- **JOB**: Pull out every line of the listing below where "styles" appears.

- **GIVEN DATA**:
(begin)

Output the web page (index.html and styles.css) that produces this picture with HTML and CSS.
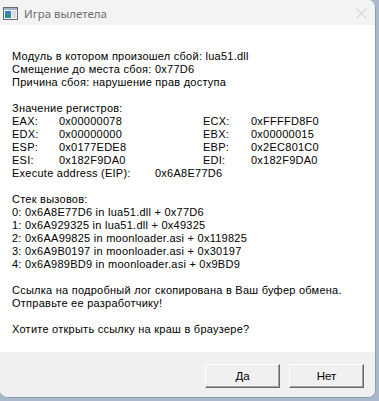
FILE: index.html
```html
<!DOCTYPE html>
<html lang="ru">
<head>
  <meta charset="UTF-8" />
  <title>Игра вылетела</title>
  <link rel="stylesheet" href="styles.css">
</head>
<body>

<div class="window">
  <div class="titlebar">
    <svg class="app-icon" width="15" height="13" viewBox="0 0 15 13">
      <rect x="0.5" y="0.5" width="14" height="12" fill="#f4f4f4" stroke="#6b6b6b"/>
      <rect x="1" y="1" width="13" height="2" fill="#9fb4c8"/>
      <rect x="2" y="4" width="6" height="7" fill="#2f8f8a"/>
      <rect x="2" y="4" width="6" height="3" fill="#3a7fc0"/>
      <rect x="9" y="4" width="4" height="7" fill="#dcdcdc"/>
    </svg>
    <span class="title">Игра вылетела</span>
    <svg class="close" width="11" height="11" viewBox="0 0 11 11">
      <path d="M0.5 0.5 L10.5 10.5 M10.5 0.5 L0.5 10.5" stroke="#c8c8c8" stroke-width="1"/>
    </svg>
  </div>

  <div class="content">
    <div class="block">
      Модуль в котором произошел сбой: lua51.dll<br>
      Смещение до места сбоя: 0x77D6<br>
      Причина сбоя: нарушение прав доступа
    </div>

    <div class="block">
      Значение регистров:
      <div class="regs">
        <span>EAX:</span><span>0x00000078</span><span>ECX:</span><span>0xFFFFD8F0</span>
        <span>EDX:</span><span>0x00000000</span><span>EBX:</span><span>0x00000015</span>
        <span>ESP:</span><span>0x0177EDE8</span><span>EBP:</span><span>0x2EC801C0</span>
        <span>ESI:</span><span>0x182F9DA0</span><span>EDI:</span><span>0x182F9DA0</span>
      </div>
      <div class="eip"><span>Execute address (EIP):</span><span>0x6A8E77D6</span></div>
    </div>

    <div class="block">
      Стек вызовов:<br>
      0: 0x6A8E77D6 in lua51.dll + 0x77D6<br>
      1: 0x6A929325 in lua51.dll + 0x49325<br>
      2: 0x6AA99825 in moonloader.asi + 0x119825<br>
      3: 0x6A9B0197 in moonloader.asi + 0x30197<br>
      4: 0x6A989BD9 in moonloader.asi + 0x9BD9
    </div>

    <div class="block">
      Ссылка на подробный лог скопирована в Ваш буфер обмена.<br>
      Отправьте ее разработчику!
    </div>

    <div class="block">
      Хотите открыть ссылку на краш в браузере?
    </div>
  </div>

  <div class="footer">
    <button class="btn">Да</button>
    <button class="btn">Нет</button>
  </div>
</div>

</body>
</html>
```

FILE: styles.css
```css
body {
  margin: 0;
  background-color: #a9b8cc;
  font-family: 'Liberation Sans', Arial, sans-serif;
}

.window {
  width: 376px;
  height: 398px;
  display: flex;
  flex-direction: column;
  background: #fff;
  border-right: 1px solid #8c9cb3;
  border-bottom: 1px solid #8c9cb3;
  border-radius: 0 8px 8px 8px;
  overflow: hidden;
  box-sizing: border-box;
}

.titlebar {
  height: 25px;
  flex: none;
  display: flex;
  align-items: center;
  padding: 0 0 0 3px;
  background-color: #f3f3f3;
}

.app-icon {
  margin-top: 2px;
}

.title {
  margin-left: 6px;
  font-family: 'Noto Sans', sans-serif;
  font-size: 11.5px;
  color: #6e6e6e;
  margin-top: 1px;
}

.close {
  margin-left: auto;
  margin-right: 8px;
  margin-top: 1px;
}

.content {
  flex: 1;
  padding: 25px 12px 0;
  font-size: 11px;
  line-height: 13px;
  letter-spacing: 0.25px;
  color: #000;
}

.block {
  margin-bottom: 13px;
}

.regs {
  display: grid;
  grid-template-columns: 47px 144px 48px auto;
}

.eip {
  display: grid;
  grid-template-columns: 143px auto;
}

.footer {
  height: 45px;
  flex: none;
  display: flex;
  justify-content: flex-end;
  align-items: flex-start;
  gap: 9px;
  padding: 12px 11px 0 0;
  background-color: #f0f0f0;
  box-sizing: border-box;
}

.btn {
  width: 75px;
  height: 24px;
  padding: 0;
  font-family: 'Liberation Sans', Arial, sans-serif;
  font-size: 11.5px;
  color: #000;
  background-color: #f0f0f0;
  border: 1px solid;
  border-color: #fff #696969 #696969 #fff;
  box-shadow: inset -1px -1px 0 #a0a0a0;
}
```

(end)

- **SOLUTION**:
Output the web page (index.html and styles.css) that produces this picture with HTML and CSS.
  <link rel="stylesheet" href="styles.css">
FILE: styles.css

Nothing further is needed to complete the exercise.